Other hidden expenses with the purchase of a home include closing costs, property taxes in the area, and realtor fees, which can drive up the overall price of the home you purchase. Similarly, the type of mortgage you get (variable vs. fixed) can change what you owe on your mortgage payments each month.

Length of Time

How long you plan on living in the home will help determine whether renting or buying is the right option for you.


If you only want to live somewhere temporarily, renting is probably your best option. When you decide it’s time to move again, you don’t have to worry about staging, listing, and selling your home. Instead, you simply don’t renew your lease and you’re on your way.


If you want to live in a neighborhood for a long period of time, buying a home may be the best option. Renting long-term isn’t the best option, especially because what you are paying in rent could be going towards the costs of a mortgage. Over enough time, the amount of rent you pay could even go beyond the cost of a mortgage.

If you become a member of a homeowner’s association (HOA), you’ll have to pay monthly dues, but this often covers the cost of services like landscaping and exterior property maintenance.

Choosing to buy instead of renting long-term also allows you to build equity and add value to the home, boosting what you can sell it for in the future if you choose to do so.


Any way you look at it, homes come with maintenance costs. Discover the kinds of maintenance costs that come with renting or buying a home.


Renters typically have it easier than homeowners, as the landlord is liable for repairs to the property. However, landlords aren’t responsible for it all. Your rental agreement should outline the kinds of maintenance and repairs your landlord covers, such as heating and cooling or plumbing repairs.

In the event that your landlord does not cover these costs, it is your responsibility as the renter to handle them.


All homes need maintenance over time, from ongoing seasonal maintenance to your HVAC system to emergency repairs. Unlike renting a home, owning a home makes you financially responsible for any and all repairs that need to be made.


Taxes are another factor at play when it comes to deciding whether to rent or buy a house.


You won’t be paying property taxes if you rent a home, but that means you cannot claim those payments for a deduction come tax time.


When buying a home, property taxes play a big role in the overall cost of your mortgage. Ultimately, property taxes are based on location, so the amount you pay  comes down to where you’re buying a home. You may be able to get some of this money back on your federal tax return.
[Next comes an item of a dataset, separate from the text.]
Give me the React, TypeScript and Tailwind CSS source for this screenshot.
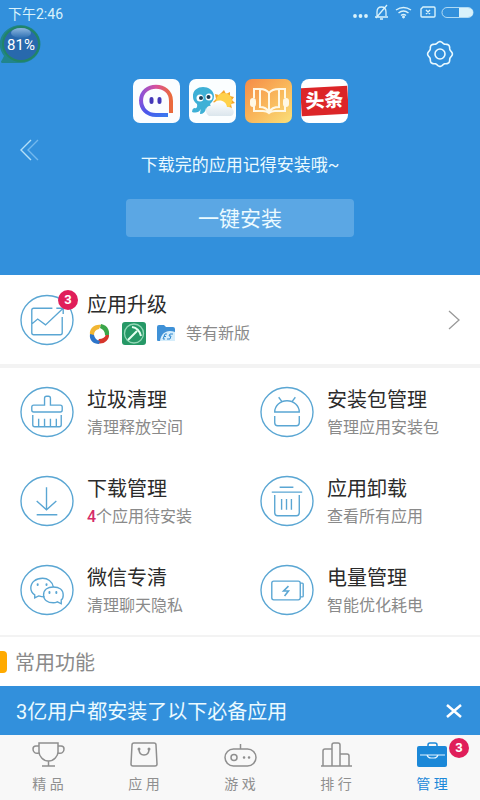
import type { ReactNode } from "react";

interface Feature {
  title: string;
  count?: string;
  note: string;
  icon: ReactNode;
}

interface Tab {
  label: string;
  icon: ReactNode;
  active?: boolean;
  badge?: number;
}

const features: Feature[] = [
  {
    title: "垃圾清理",
    note: "清理释放空间",
    icon: (
      <>
        <path d="M25 19v-7q0-2 2-2h2q2 0 2 2v7h10q2 0 2 2v3q0 2-2 2H14q-2 0-2-2v-3q0-2 2-2z" />
        <path d="M13 29v10q0 2 2 2h25q2 0 2-2V29M19 41v-8M25 41v-8M31 41v-8M37 41v-8" />
      </>
    ),
  },
  {
    title: "安装包管理",
    note: "管理应用安装包",
    icon: (
      <>
        <path d="M15 26a12.500 11.500 0 0 1 25 0zM22 15l-3-4M33 15l3-4" />
        <path d="M15 30v7q0 3 3 3h19q3 0 3-3v-7" />
      </>
    ),
  },
  {
    title: "下载管理",
    count: "4",
    note: "个应用待安装",
    icon: <path d="M27 12v23M17 26l10 9 10-9M17 40h21" />,
  },
  {
    title: "应用卸载",
    note: "查看所有应用",
    icon: (
      <>
        <path d="M20 12h14M12 17h31M15 20v18q0 3 3 3h19q3 0 3-3V20" />
        <path d="M22 24v11M27 24v11M32 24v11" />
      </>
    ),
  },
  {
    title: "微信专清",
    note: "清理聊天隐私",
    icon: (
      <>
        <path d="M34 23c-1-6-6-9-11-9-7 0-12 4-12 10 0 3 1 5 4 7v3l4-2q3 1 6 1" />
        <path d="M34 23c-6 0-10 3-10 8s4 8 10 8q2 0 4-1l4 2v-4c2-1 2-3 2-5 0-5-4-8-10-8z" />
        <path d="M18 20v1M27 20v1M30 28v1M37 28v1" strokeWidth="2" strokeLinecap="round" />
      </>
    ),
  },
  {
    title: "电量管理",
    note: "智能优化耗电",
    icon: (
      <>
        <rect x="12" y="17" width="29" height="19" rx="2" />
        <path d="M41 19h2q1 0 1 1v12q0 1-1 1h-2" />
        <path d="M29 22l-5 5h5l-4 5" strokeWidth="1.600" />
      </>
    ),
  },
];

const tabs: Tab[] = [
  {
    label: "精 品",
    icon: (
      <>
        <path d="M7 1h19v9c0 4-4 9-9.500 9S7 14 7 10zM16.500 19v5M10 24h13" />
        <path d="M7 4H4Q1 4 1 7c0 3 2 5 6 4M26 4h3q3 0 3 3c0 3-2 5-6 4" />
      </>
    ),
  },
  {
    label: "应 用",
    icon: (
      <>
        <path d="M6 1h20q2 0 2 2l1 19q0 2-2 2H5q-2 0-2-2L4 3q0-2 2-2z" />
        <path d="M11 7q0 6 5 6t5-6" />
        <path d="M11 7v.1M21 7v.1" strokeWidth="3" strokeLinecap="round" />
      </>
    ),
  },
  {
    label: "游 戏",
    icon: (
      <>
        <rect x="1" y="7" width="31" height="17" rx="8.500" />
        <path d="M16.500 7V2" />
        <circle cx="10" cy="15.500" r="3" />
        <path d="M20 15.500h.1M25 15.500h.1" strokeWidth="2.500" strokeLinecap="round" />
      </>
    ),
  },
  {
    label: "排 行",
    icon: <path d="M1 24h31M3 24V9q0-2 2-2h7M12 24V3q0-2 2-2h4q2 0 2 2v21M20 12h7q2 0 2 2v10" />,
  },
  {
    label: "管 理",
    active: true,
    badge: 3,
    icon: (
      <>
        <path d="M12 5V3q0-2 2-2h5q2 0 2 2v2" />
        <rect x="1" y="4" width="30" height="21" rx="2" fill="currentColor" stroke="none" />
        <path d="M4 13h25M11 13q1 3 4 3h3q3 0 4-3" stroke="#e4f4ff" strokeWidth="1.200" />
      </>
    ),
  },
];

// Eight shallow lobes around the settings icon
const gearPoints = Array.from({ length: 72 }, (_, i) => {
  const angle = (i / 72) * Math.PI * 2;
  const radius = 11.6 + 0.8 * Math.cos(angle * 8);
  return `${(14 + radius * Math.cos(angle)).toFixed(2)},${(14 + radius * Math.sin(angle)).toFixed(2)}`;
}).join(" ");

function StatusBar() {
  return (
    <div className="flex h-7 items-center justify-between pr-1 pl-2 text-[#d9f2fb]">
      <span className="text-sm leading-5">下午2:46</span>
      <svg width="124" height="20" viewBox="0 0 124 20" fill="none" stroke="currentColor">
        <g fill="currentColor" stroke="none">
          <circle cx="3" cy="12" r="1.900" />
          <circle cx="8.500" cy="12" r="1.900" />
          <circle cx="14" cy="12" r="1.900" />
        </g>
        <path d="M25 12V8q0-5 4.500-5T34 8v4M23 13h13M28 15h3M24 14L35 1" strokeWidth="1.300" />
        <path d="M44 6q7.500-5 15 0M46.500 9q5-4 10 0M49 11.500q2.500-2 5 0" strokeWidth="1.500" />
        <circle cx="51.500" cy="13" r="1" fill="currentColor" />
        <path d="M71 3h11q1 0 1 1v8q0 1-1 1H70q-1 0-1-1V5zM74 6l4 4M78 6l-4 4" strokeWidth="1.400" />
        <rect x="90" y="3.500" width="31" height="10" rx="5" strokeOpacity=".75" />
        <path d="M107 4h9q5 0 5 4.500T116 13h-9z" fill="currentColor" stroke="none" />
      </svg>
    </div>
  );
}

function MomoIcon() {
  return (
    <svg viewBox="0 0 47 44" className="h-11 w-[47px]">
      <defs>
        <linearGradient id="arc" x1="0" y1="0" x2="1" y2="0">
          <stop stopColor="#8a52d8" />
          <stop offset=".5" stopColor="#d8509c" />
          <stop offset="1" stopColor="#ea6a3c" />
        </linearGradient>
        <linearGradient id="tail" x1="0" y1="0" x2="1" y2="1">
          <stop stopColor="#8a52d8" />
          <stop offset=".5" stopColor="#4a55ea" />
          <stop offset="1" stopColor="#3a7af0" />
        </linearGradient>
      </defs>
      <rect width="47" height="44" rx="7" fill="#fbfdff" />
      <g fill="none" strokeWidth="4">
        <path d="M8 22C8 3 38 3 38 22v12" stroke="url(#arc)" />
        <path d="M8 21c0 9 6 15 15 15h12" stroke="url(#tail)" />
      </g>
      <path d="M18.500 20v3M26.500 20v3" stroke="#4337b8" strokeWidth="4" strokeLinecap="round" />
    </svg>
  );
}

function WeatherIcon() {
  return (
    <svg viewBox="0 0 47 44" className="h-11 w-[47px]">
      <defs>
        <linearGradient id="cloud" x1="0" y1="0" x2="0" y2="1">
          <stop stopColor="#fff" />
          <stop offset="1" stopColor="#dbe6ed" />
        </linearGradient>
      </defs>
      <rect width="47" height="44" rx="7" fill="#fbfeff" />
      <path
        d="M35 11l2 4 4-2v4l4 1-2 3 3 3-4 1 1 5-4-1-4 4-3-4-5 1 1-5-4-2 3-3-1-5 4 1z"
        fill="#f5a52a"
      />
      <circle cx="35" cy="22" r="8" fill="#ffd14a" />
      <path
        d="M4 18C3 5 24 5 25 17c0 4-2 6-4 8l3 8q-6 2-7-4-1 6-6 6 0-3 1-5-3 5-9 3 0-3 2-4 4 1 3-4-4-3-4-7z"
        fill="#3eb0d6"
      />
      <path d="M20 37c-6-5-2-12 3-10 3-8 14-7 15 1 7-1 9 7 4 9z" fill="url(#cloud)" />
      <circle cx="11" cy="19" r="3.500" fill="#fff" />
      <circle cx="20" cy="18" r="3.500" fill="#fff" />
      <circle cx="12" cy="19" r="2" fill="#183d55" />
      <circle cx="19.500" cy="18" r="2" fill="#183d55" />
    </svg>
  );
}

function ReaderIcon() {
  return (
    <svg viewBox="0 0 47 44" className="h-11 w-[47px]">
      <defs>
        <linearGradient id="page" x1="0" y1="0" x2="1" y2="1">
          <stop stopColor="#f58b47" />
          <stop offset=".5" stopColor="#f9b65a" />
          <stop offset="1" stopColor="#fae07a" />
        </linearGradient>
      </defs>
      <rect width="47" height="44" rx="7" fill="url(#page)" />
      <path
        d="M15 10v18q6 0 9 5 3-5 10-5V10q-7 0-10 4-3-4-9-4h-6v9M24 14v19M34 10h6v9M9 27v5h9q4 0 6 2 2-2 6-2h10v-5"
        fill="none"
        stroke="#fff8e4"
        strokeWidth="2"
      />
      <rect x="5" y="19" width="6" height="9" rx="3" fill="#fff8e4" />
      <rect x="38" y="19" width="6" height="9" rx="3" fill="#fff8e4" />
    </svg>
  );
}

function ToutiaoIcon() {
  return (
    <div className="flex h-11 w-[47px] flex-col justify-center overflow-hidden rounded-lg bg-white">
      <div className="-rotate-3 bg-[#dc2528] text-center text-[19px] leading-7 font-black text-white">头条</div>
    </div>
  );
}

function CircleIcon({ children }: { children: ReactNode }) {
  return (
    <svg
      width="54"
      height="52"
      viewBox="0 0 55 52"
      className="shrink-0"
      fill="none"
      stroke="#5aa6d3"
      strokeWidth="1.400"
    >
      <ellipse cx="27.500" cy="26" rx="26.500" ry="25" />
      {children}
    </svg>
  );
}

function Badge({ count }: { count: number }) {
  return (
    <span className="flex size-5 items-center justify-center rounded-full bg-[#e01e5a] text-[13px] leading-5 font-bold text-white">
      {count}
    </span>
  );
}

function Hero() {
  return (
    <header className="relative bg-[#3290dc] pb-[38px] text-[#ebfaff]">
      <StatusBar />
      {/* Floating memory usage bubble */}
      <div className="absolute top-6 left-0">
        <svg width="42" height="40" viewBox="0 0 42 40">
          <defs>
            <linearGradient id="shine" x1="0" y1="0" x2="0" y2="1">
              <stop stopColor="#8db7e0" />
              <stop offset="1" stopColor="#2d6fb3" />
            </linearGradient>
          </defs>
          <path d="M21 1a20 19 0 1 1-1 38H2q-2-1 0-3l2-4C-7 17 5 1 21 1z" fill="#21858c" />
          <ellipse cx="21" cy="20" rx="18" ry="17" fill="#2869ad" stroke="#218567" strokeWidth="2" />
          <ellipse cx="21" cy="9" rx="10" ry="5" fill="url(#shine)" />
        </svg>
        <span className="absolute inset-0 flex items-center justify-center pt-0.5 text-[15px] text-white">81%</span>
      </div>
      <div className="flex justify-end pt-3 pr-[26px]">
        <button aria-label="设置">
          <svg width="28" height="28" viewBox="0 0 28 28" fill="none" stroke="currentColor" strokeWidth="1.600">
            <polygon points={gearPoints} strokeLinejoin="round" />
            <circle cx="14" cy="14" r="5" />
          </svg>
        </button>
      </div>
      <div className="flex justify-center gap-[9px] pt-[11px]">
        <MomoIcon />
        <WeatherIcon />
        <ReaderIcon />
        <ToutiaoIcon />
      </div>
      <p className="pt-[30px] text-center text-[17px] leading-6">下载完的应用记得安装哦~</p>
      <button className="mx-auto mt-[22px] block h-[38px] w-[228px] rounded bg-[#5ba7e4] text-[21px] leading-10">
        一键安装
      </button>
      <button aria-label="上一页" className="absolute top-[139px] left-5">
        <svg width="20" height="22" viewBox="0 0 20 22" fill="none" strokeWidth="1.400">
          <path d="M11 1L1 11l10 10" stroke="#b5e0f8" />
          <path d="M18 1L8 11l10 10" stroke="#72b8ee" />
        </svg>
      </button>
    </header>
  );
}

function UpdateRow() {
  return (
    <a href="#updates" className="flex h-[93px] items-center border-b-4 border-[#f3f3f3] pr-5 pl-5">
      <div className="relative">
        <CircleIcon>
          <path d="M33 14H14q-2 0-2 2v23q0 2 2 2h27q2 0 2-2V23M12 30l6-5 8 6 18-17M37 14h7v6" />
        </CircleIcon>
        <div className="absolute -top-1 -right-1">
          <Badge count={3} />
        </div>
      </div>
      <div className="ml-[13px] flex-1 pb-0.5">
        <div className="text-xl leading-7">应用升级</div>
        <div className="flex items-center gap-[11px] pt-[3px]">
          <svg width="24" height="24" viewBox="0 0 24 24">
            <path d="M3 13C2 7 7 2 14 3l-2 4q-5 1-5 6z" fill="#f2b632" />
            <path d="M14 2c7 1 10 8 7 14l-3-3q0-5-5-7z" fill="#3ba549" />
            <path d="M22 13c0 6-6 10-12 8l2-4q5 0 7-4z" fill="#d6352b" />
            <path d="M12 22C6 22 2 18 3 12l4 1q1 5 6 6z" fill="#2c74c9" />
          </svg>
          <svg width="24" height="24" viewBox="0 0 24 24" fill="none" stroke="#e5fff0">
            <rect width="24" height="23" rx="3" fill="#269866" stroke="none" />
            <circle cx="12" cy="11.500" r="9.500" stroke="#91d7b5" strokeWidth="1.300" />
            <path d="M6 18l9-9M10 5q7 1 9 9" strokeWidth="2" />
          </svg>
          <svg width="18" height="24" viewBox="0 0 18 24">
            <path d="M0 5q0-2 2-2h5l2 2h7q2 0 2 2v11q0 1-1 1H1q-1 0-1-1z" fill="#3f91d7" />
            <path d="M3 19C4 10 11 7 18 10v9z" fill="#d5edfb" />
            <path d="M10 12H8l-2 5h2M7 14.500h2M16 12h-3l-1 2h2l-1 3h-3" fill="none" stroke="#328bd2" />
          </svg>
          <span className="text-base leading-6 text-[#8a8a8a]">等有新版</span>
        </div>
      </div>
      <svg width="12" height="20" viewBox="0 0 12 20" fill="none" stroke="#999" strokeWidth="1.300">
        <path d="M1 1l10 9-10 9" />
      </svg>
    </a>
  );
}

function FeatureItem({ title, count, note, icon }: Feature) {
  return (
    <a href="#feature" className="flex h-[89px] items-center pb-0.5 pl-5">
      <CircleIcon>{icon}</CircleIcon>
      <div className="ml-[13px] pt-[3px]">
        <div className="text-xl leading-7">{title}</div>
        <div className="pt-0.5 text-base leading-6 text-[#8a8a8a]">
          {count && <span className="font-medium text-[#d62a68]">{count}</span>}
          {note}
        </div>
      </div>
    </a>
  );
}

export default function App() {
  return (
    <div className="flex min-h-screen flex-col bg-white font-['Roboto','Noto_Sans_CJK_SC',sans-serif] text-[#2b2b2b]">
      <Hero />
      <main className="flex-1">
        <UpdateRow />
        <section className="grid grid-cols-2 border-b-2 border-[#f3f3f3]">
          {features.map((feature) => (
            <FeatureItem key={feature.title} {...feature} />
          ))}
        </section>
        <div className="flex h-[49px] items-center gap-2">
          <span className="h-[22px] w-[7px] rounded-r bg-[#ffaa00]" />
          <h2 className="pt-[3px] text-xl leading-7 text-[#8a8a8a]">常用功能</h2>
        </div>
      </main>
      <div className="flex h-[49px] items-center justify-between bg-[#3290dc] pr-[18px] pl-4 text-[#ebfaff]">
        <span className="pt-[3px] text-xl leading-7">3亿用户都安装了以下必备应用</span>
        <button aria-label="关闭">
          <svg width="16" height="16" viewBox="0 0 16 16" stroke="#fff" strokeWidth="2.500">
            <path d="M1 2l14 12M15 2L1 14" />
          </svg>
        </button>
      </div>
      <nav className="grid h-[65px] grid-cols-5 bg-[#f8f8f8] text-[#8f8f8f]">
        {tabs.map((tab) => (
          <a
            key={tab.label}
            href="#tab"
            className={`relative flex flex-col items-center pt-[7px] text-sm leading-5 ${tab.active ? "text-[#1b88d8]" : ""}`}
          >
            <svg width="33" height="28" viewBox="0 0 33 28" fill="none" stroke="currentColor" strokeWidth="1.500">
              {tab.icon}
            </svg>
            <span className="pt-1">{tab.label}</span>
            {tab.badge && (
              <div className="absolute top-[3px] right-[11px]">
                <Badge count={tab.badge} />
              </div>
            )}
          </a>
        ))}
      </nav>
    </div>
  );
}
If you itemize your taxes, you may also be able to write off mortgage interest payments on your next filing.

Credit Score Needed

Your credit score plays a major role in deciding whether to rent or buy a home.


If your credit score isn’t very high, this could mean higher interest rates on a loan or a higher down payment to buy a home, making renting your best option.

You still need decent credit to rent a home. Just as with mortgage payments, your credit score may affect what you pay in rent each month or the security deposit you have to put down in order to secure the rental home.

If you have no credit, renting a home could allow you to establish it, but only if your landlord submits information to the credit bureaus.


You need a credit score to get a mortgage. If you have a bad credit score below 580, you may get approved for a loan but the rates won’t be favorable. Your credit score determines what the down payment of your mortgage will be, as well as what your monthly mortgage payments look like with interest.

Buying a home allows you to build your credit. On-time monthly mortgage payments can help increase your overall credit score.

Choose What’s Right for You

Whether you rent or buy a home, there’s no right or wrong decision. Ultimately, it comes down to choosing what’s right for you and your situation. To further help weigh the pros and cons of each, talk with someone you can trust and assess your savings as well as your budget to determine what you can afford.

Consider factors like the location of the home, what you want it to look like, and the amenities you want it to include. From there, you’ll be able to make a reasonable decision about whether to rent or buy a home.